Earthly is as fast as Make when developing locally, but a little slower in CI. CI is slower because the Go build cache doesn't persist across CI runs.

Here are a few local development comparisons using a Linux VM with 6 Apple M1 Max vCPUs and 20GiB of memory.

Task Make Earthly
Build with a cold cache ~46 seconds ~60 seconds
Build with a hot cache (no changes) ~2 seconds ~1 second
Build with a hot cache (one Go file changed) ~8 seconds ~8 seconds
Build for all platforms with a cold cache ~4 minutes 10 seconds ~4 minutes 40 seconds
Build for all platforms with a hot cache (one Go file changed) ~42 seconds ~32 seconds

Here are some CI comparisons run on GitHub Actions standard workers.

Task Make Earthly
Run linters ~3 minutes ~4 minutes
Run unit tests ~3 minutes ~2.5 minutes
Publish artifacts ~12 minutes ~14 minutes
Run E2E tests ~12 minutes ~14 minutes

Earthly uses caching to run containerized builds as fast as Make's "native" builds. For Crossplane this primarily means two things:

  • It caches Go modules, and will only redownload them if go.mod changes.
  • It stores the Go build cache in a cache volume that's reused across builds.

This caching requires the BuildKit cache to persist across runs. The BuildKit cache doesn't persist across GitHub Actions runs, because every job runs in a clean runner environment.

Crossplane's Make based GitHub actions use the cache GitHub Action to save the Go module cache and build cache after each run, and load it before the next. There's no good way to do this in Earthly today, per earthly/earthly#1540.

Earthly's recommended approach to caching in CI is to use their Earthly Satellite remote runners, or host your own remote BuildKit that persists across runs. Neither are good fits for Crossplane. Satellites are a paid product, and hosting BuildKit would mean paying for and operating build infrastructure.

Earthly supports 'remote caching' of build layers in an OCI registry, but this doesn't include CACHE volumes (i.e. the Go build cache). Typically CI is configured to push the cache using the --max-remote-cache on main builds, then PR builds use the --remote-cache flag to load the cache.

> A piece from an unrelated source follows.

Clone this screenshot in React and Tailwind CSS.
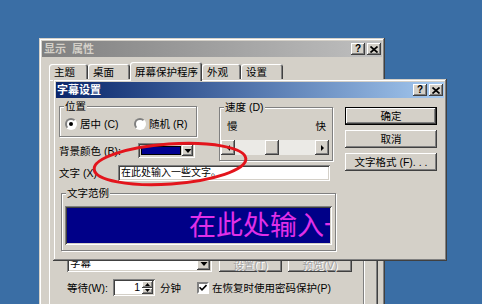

My testing indicates remote caching would have little impact for our builds. For example building Crossplane for all platforms, with one changed Go file, a cold local cache, and a hot remote cache was only a second faster than building with a cold cache. This is because the difference is mostly whether Go modules are downloaded from the Go module proxy via go mod download or downdloaded from an OCI registry as a cached layer. It's possible GitHub Actions caching to GitHub Container Registry would have a more significant impact on build times.

Risks

Earthly is an early product, currently at v0.8.11. In my testing it's been mostly stable, though I've had to restart BuildKit a small handful of times due to errors like earthly/earthly#2454.

Earthly also appears to be owned and primarily staffed by a single vendor, who presumably would like to build a business around it. This could create conflicts of interest - for example Earthly probably isn't incentivised to make CI caching better given they're selling a CI caching solution (Satellites). It's worth noting that Earthly switched from BSL to MPL already.

Alternatives Considered

I considered the following alternatives.

Make, but simpler

Make isn't so bad when you only have a small handful of really simple targets. In theory, this could be a nice alternative - strip everything down into one streamlined Makefile.

Unfortunately I don't think there's much in makelib that we can eliminate to achieve this. The functionality (pinning tools, building for multiple platforms, etc) has to be implemented somewhere.

Multistage docker builds

This is the closest alternative to Earthly. It has the notable advantage that Docker is able to leverage bind mounts and/or native GitHub Actions cache support to cache the Go build cache across runs.

The main reason to avoid this route is that Docker doesn't make a great general purpose build tool. For example there's no great way to invoke our (kind based) E2E tests, or even output build artifacts. Earthly makes this point pretty well in this article.

Dagger

Dagger is architecturally similar to Earthly, in that it's built on BuildKit and all builds are containerized. It differs significantly in how you configure your build.

In Dagger, you install one or more Dagger Functions. You then invoke these Functions via the dagger CLI. There's no equivalent of a Makefile or an Earthfile - if you need to string multiple functions together you write a new function that calls them, and call that function.

The result is you end up defining your build logic in a language like Go, for example:

I could see this becoming useful if our build logic became really complex, but for our current use cases I prefer the simpler Earthfile syntax.

Bazel and friends

Bazel and similar Google-Blaze-inspired tools like Pants and Buck focus on fast, correct builds. They're especially well suited to large monorepos using multiple languages, where building the entire monorepo for every change isn't feasible. Bazel uses BUILD files with rules written in Starlark, a Pythonic language.

Bazel doesn't wrap tools like go, it completely replaces them. It's not compatible with Go modules for example, and instead offers tools like gazelle to generate a BUILD file from a module-based third party dependency.

Bazel has a pretty large learning curve and tends to require a lot of care and feeding to keep its BUILD files up-to-date. I don't feel it's a great fit for a medium sized, single language, manyrepo project like Crossplane.